REPORT IF SEEN: Contact BIISC to schedule a free removal
Dahoon Holly (Ilex cassine) is a small, evergreen tree in the Holly family. Native to the Southern United States, this plant is widely cultivated on the mainland. Dahoon Holly is currently known to be naturalized on Oʻahu and Hawaiʻi Island. Dahoon Holly was intentionally planted by territorial and state foresters along Highway 11 from ʻŌlaʻa to Volcano from 1940-1960. When it was first collected as naturalized in 1985, it was described as a small but growing population.

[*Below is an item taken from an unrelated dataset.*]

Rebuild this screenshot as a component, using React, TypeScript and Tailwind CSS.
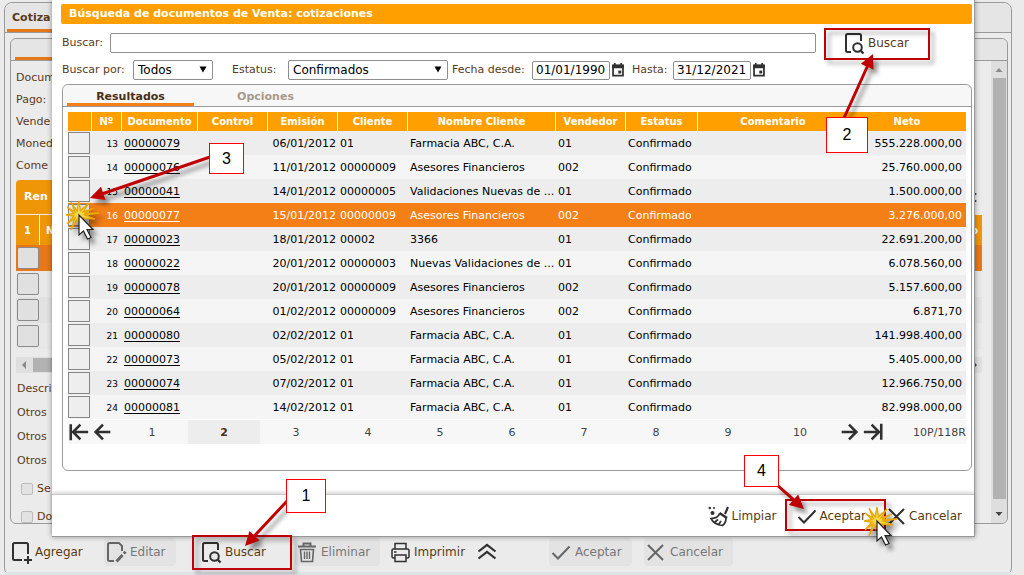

- Shade tolerant, could spread into native forests
- Seeds may remain viable in the soil for two years
- Able to resprout after cutting and pruning
- May be slightly toxic
- Seeds can be spread by birds, waterways, and people
- Small, evergreen tree 20-30 ft. high
- Stiff, glossy leaves are dark green on top and a pale green underneath
- Flowers are small and emerge in clusters; male-greenish white; female-white
- Fruits are 1/4in. in diameter and range from bright red to bright yellow
- Bark is thin and dark gray
Dahoon Holly (Ilex cassine)
Photos: Forest & Kim Starr
BIISC’s Control Efforts
BIISC’s Early Detection team found two distinct populations along Highway 11 in 2009 and 2014. One was in the Aloha Estates subdivision and highway easement and the other was across the highway from Akatsuka Orchid Farm. Our crews have controlled the Dahoon Holly plants in these areas and they revisit these sites on a periodic basis to monitor the seed bank. Larger plants are controlled using chemical control and seedlings are removed by hand. BIISC also utilizes UAVs to obtain aerial imagery of these sites to identify missed plants.